EXERCISE BRIEF:
Pick out each line below containing "React".

[START OF THE INPUT]

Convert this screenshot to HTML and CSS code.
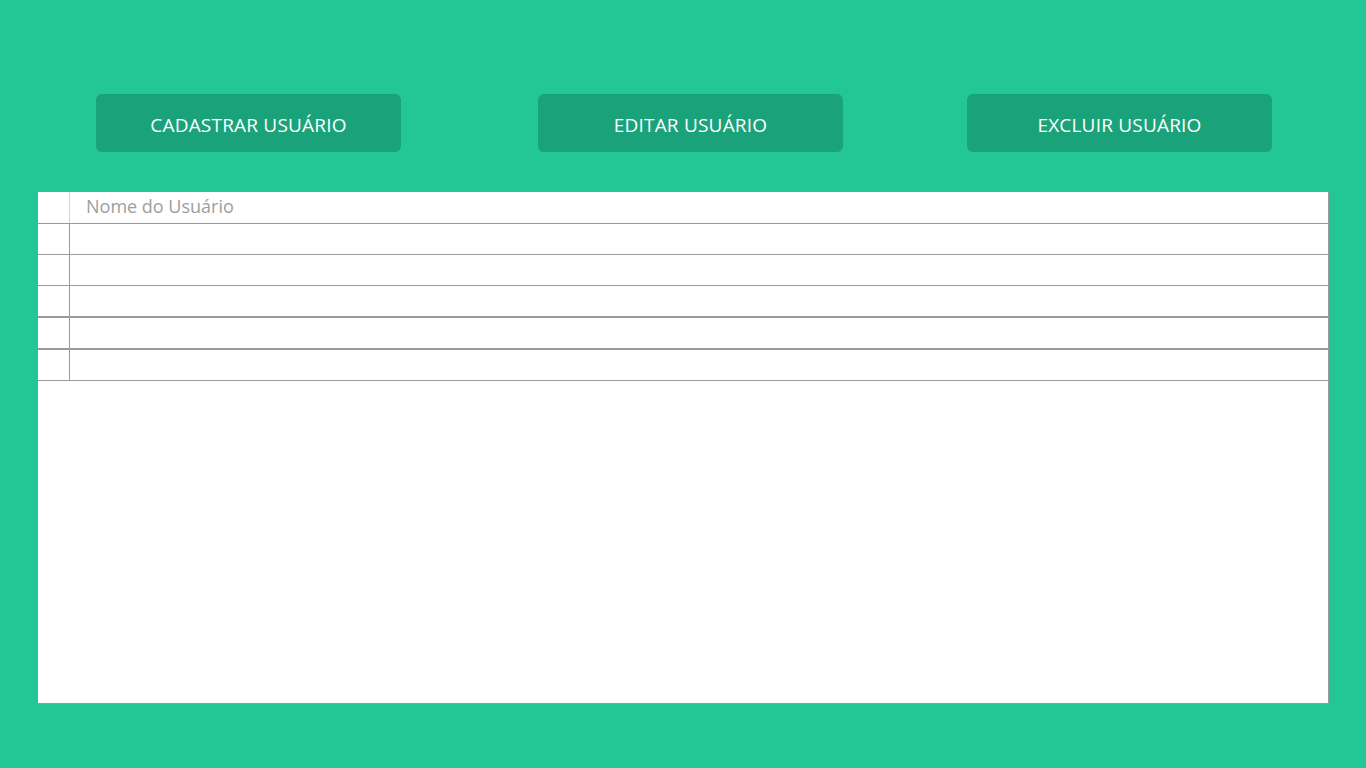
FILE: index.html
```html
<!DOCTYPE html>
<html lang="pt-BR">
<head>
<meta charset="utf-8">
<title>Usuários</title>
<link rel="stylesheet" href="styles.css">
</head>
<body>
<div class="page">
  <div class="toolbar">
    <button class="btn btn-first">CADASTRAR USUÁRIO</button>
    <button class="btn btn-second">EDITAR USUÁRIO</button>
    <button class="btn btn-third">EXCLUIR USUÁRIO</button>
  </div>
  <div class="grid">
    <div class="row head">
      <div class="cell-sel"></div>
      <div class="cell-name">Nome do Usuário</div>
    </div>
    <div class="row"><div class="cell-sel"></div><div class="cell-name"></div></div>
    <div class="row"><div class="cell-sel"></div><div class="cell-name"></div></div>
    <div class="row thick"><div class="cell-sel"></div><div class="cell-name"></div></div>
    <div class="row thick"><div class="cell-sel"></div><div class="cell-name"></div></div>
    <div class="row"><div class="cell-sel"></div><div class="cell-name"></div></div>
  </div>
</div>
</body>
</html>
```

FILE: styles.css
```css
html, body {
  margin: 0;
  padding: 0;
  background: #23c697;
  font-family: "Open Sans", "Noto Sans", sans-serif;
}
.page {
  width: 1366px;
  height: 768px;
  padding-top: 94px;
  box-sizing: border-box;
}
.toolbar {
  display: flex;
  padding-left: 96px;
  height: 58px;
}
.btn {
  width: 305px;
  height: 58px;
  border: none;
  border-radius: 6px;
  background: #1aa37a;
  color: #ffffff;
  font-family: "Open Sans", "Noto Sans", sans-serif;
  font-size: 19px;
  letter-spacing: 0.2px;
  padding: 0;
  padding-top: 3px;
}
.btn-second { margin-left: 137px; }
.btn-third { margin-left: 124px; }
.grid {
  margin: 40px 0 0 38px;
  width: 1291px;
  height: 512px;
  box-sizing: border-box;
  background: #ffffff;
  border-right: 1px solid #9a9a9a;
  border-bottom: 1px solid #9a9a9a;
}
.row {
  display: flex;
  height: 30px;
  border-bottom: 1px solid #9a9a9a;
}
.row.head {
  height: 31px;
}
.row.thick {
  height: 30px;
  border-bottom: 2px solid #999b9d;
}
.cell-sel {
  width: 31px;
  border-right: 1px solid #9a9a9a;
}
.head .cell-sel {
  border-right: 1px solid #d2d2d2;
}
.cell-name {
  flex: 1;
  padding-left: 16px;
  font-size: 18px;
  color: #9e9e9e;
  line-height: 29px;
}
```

[END OF THE INPUT]
[START OF THE INPUT]

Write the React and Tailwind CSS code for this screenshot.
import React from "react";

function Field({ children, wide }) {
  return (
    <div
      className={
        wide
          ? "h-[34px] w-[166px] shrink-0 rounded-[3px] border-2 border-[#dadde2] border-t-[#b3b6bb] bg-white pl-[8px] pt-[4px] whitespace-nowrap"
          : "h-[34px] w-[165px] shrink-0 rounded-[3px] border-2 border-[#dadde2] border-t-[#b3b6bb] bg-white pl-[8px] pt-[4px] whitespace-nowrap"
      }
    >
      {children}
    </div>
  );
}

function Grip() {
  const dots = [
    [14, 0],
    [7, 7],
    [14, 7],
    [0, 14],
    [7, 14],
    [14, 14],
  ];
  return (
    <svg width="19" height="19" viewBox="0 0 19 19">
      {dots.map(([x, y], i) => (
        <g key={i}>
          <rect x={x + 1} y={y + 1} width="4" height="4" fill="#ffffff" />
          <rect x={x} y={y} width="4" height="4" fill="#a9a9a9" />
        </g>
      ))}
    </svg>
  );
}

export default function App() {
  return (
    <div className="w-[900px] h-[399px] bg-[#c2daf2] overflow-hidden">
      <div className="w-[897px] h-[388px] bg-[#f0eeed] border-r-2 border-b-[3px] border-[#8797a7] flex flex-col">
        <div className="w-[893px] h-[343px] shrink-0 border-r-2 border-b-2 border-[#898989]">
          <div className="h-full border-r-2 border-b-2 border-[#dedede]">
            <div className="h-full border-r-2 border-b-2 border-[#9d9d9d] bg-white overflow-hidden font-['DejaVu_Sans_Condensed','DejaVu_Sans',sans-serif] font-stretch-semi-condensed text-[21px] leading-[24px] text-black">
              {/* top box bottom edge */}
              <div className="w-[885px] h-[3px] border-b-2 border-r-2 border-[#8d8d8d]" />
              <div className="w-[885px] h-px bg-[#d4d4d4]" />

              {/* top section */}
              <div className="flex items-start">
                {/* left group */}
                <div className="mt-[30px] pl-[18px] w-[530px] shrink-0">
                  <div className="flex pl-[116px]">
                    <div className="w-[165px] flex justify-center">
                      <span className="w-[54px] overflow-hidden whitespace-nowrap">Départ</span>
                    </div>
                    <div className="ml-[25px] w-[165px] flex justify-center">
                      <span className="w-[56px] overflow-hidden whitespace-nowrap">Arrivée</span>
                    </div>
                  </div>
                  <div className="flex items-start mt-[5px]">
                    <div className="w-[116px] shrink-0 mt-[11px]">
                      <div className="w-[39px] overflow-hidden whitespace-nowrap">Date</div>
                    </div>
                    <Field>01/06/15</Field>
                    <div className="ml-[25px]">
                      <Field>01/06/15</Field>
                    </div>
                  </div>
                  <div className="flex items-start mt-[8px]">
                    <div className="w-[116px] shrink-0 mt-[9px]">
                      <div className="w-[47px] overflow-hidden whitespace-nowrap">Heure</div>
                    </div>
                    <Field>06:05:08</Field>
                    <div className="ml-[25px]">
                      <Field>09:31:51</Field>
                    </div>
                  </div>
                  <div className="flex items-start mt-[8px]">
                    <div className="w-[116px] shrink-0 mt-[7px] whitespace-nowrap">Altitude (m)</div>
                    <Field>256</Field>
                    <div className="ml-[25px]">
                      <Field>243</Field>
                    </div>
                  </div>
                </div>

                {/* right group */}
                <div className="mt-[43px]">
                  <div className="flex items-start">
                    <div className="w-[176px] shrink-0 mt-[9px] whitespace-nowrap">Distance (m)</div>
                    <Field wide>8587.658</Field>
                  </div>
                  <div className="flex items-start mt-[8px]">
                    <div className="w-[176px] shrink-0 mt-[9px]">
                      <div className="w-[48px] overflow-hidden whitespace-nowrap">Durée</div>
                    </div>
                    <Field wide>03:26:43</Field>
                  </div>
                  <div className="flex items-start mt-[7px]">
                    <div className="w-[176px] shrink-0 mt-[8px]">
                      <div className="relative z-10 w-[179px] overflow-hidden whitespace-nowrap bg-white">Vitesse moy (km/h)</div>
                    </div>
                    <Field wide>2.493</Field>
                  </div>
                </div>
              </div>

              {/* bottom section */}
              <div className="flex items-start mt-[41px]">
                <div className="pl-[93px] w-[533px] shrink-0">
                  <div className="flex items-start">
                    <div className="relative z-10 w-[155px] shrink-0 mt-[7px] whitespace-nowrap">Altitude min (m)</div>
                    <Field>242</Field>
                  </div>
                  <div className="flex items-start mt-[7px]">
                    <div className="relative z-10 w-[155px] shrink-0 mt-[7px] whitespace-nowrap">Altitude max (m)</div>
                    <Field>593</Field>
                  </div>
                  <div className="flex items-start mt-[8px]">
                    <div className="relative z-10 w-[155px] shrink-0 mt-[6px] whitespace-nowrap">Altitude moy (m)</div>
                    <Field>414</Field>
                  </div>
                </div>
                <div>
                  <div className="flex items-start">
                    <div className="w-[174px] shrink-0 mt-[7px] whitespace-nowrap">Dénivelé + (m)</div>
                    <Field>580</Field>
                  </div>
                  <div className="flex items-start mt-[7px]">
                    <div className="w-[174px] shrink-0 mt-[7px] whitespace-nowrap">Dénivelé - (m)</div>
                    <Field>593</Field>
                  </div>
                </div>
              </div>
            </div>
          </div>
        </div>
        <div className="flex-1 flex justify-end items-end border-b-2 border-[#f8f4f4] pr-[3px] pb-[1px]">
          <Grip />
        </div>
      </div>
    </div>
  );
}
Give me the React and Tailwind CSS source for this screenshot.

[END OF THE INPUT]

FULL ANSWER:
Write the React and Tailwind CSS code for this screenshot.
import React from "react";
Give me the React and Tailwind CSS source for this screenshot.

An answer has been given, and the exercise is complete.